Various measuring techniques have been developed to evaluate playing surface hardness. ASTM International has designated the ASTM F355 Missile A device in ASTM F1936-19, Standard Specification for Impact Attenuation of Turf Playing Systems as Measured in the Field. ASTM F1936 states that the maximum limit for a playing surface is 200 Gmax using Missile A. According to ASTM, values of 200 Gmax and above are values at which life-threatening head injuries may be expected to occur. STC recommends Gmax not exceed 165 Gmax for the life of the field when using the F355 Missile A device.
The National Football League uses the F355 Missile D device, typically referred to as the Clegg Impact Tester (ASTM F1702). If any location on the field measures above 100 Gmax using the Clegg, steps must be taken to reduce surface hardness and the field must be re-tested prior to use.

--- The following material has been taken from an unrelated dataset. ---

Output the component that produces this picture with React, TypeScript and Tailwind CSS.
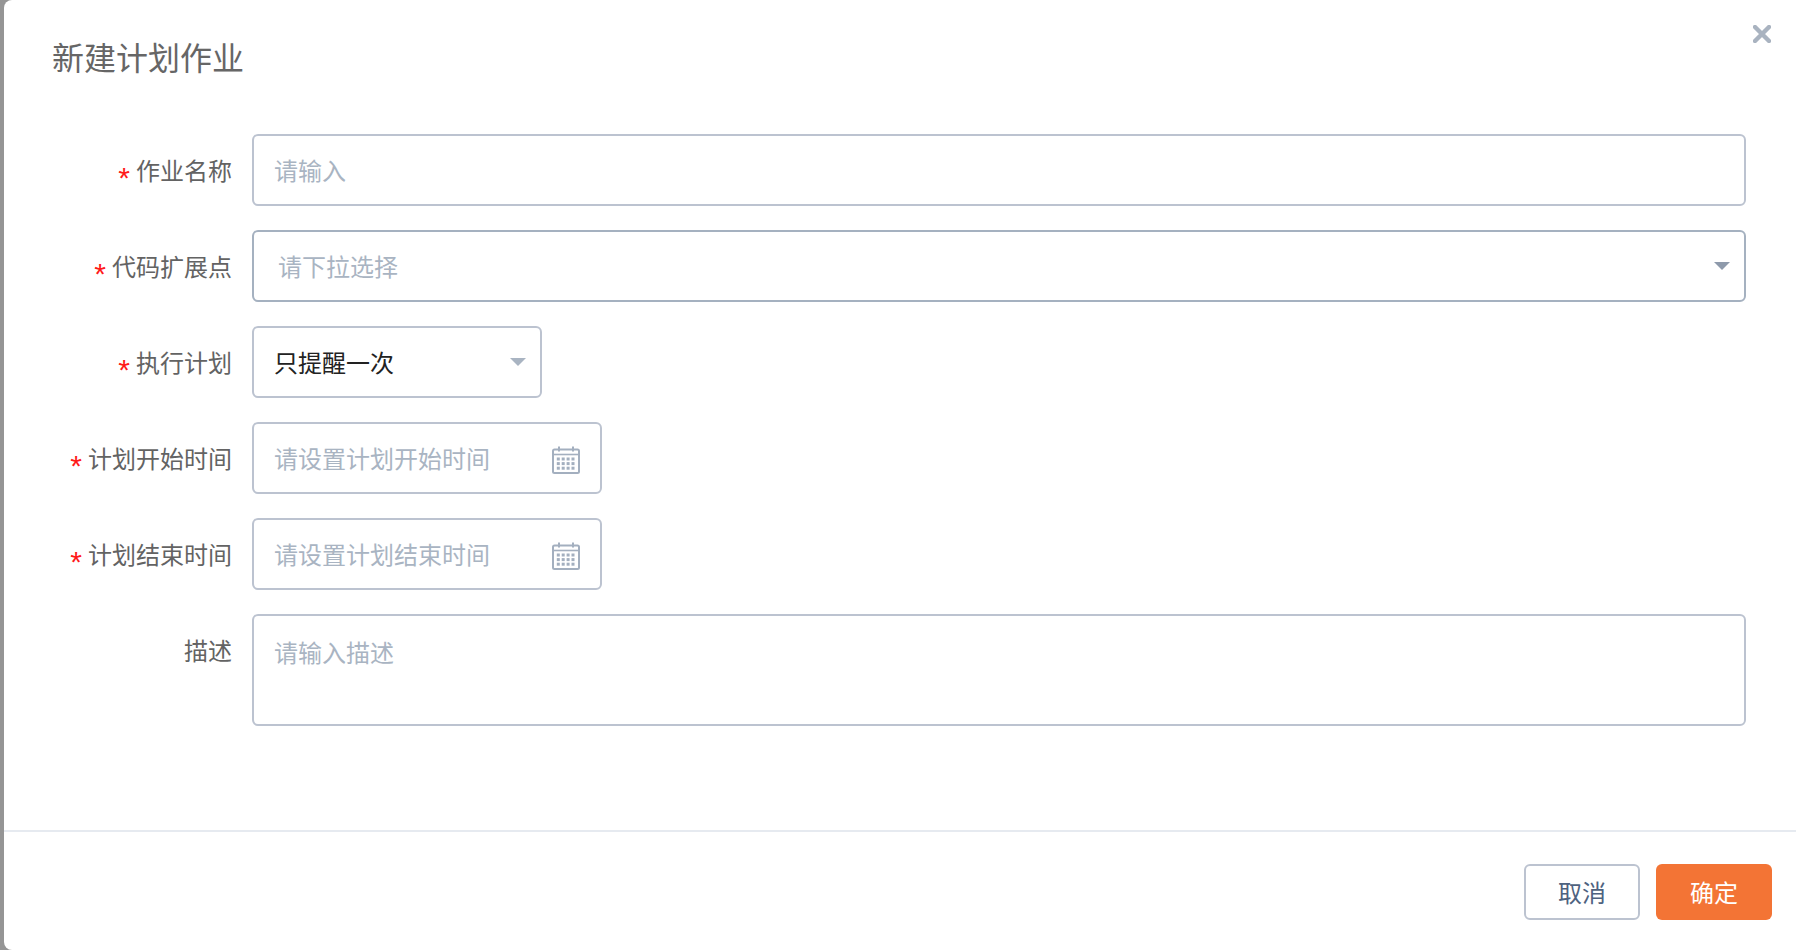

World Rugby uses the F355 Missile E device to measure head injury criterium (HIC) on synthetic turf. To meet World Rugby standards, a synthetic turf field must measure below 1,000 HIC from a 1.3 m drop height.
Typically, the most effective way to mitigate surface hardness issues is the application of additional infill (i.e., crumb rubber) via topdressing and grooming. Infill depth should be regularly monitored to maintain the manufacturer’s suggested minimal depth.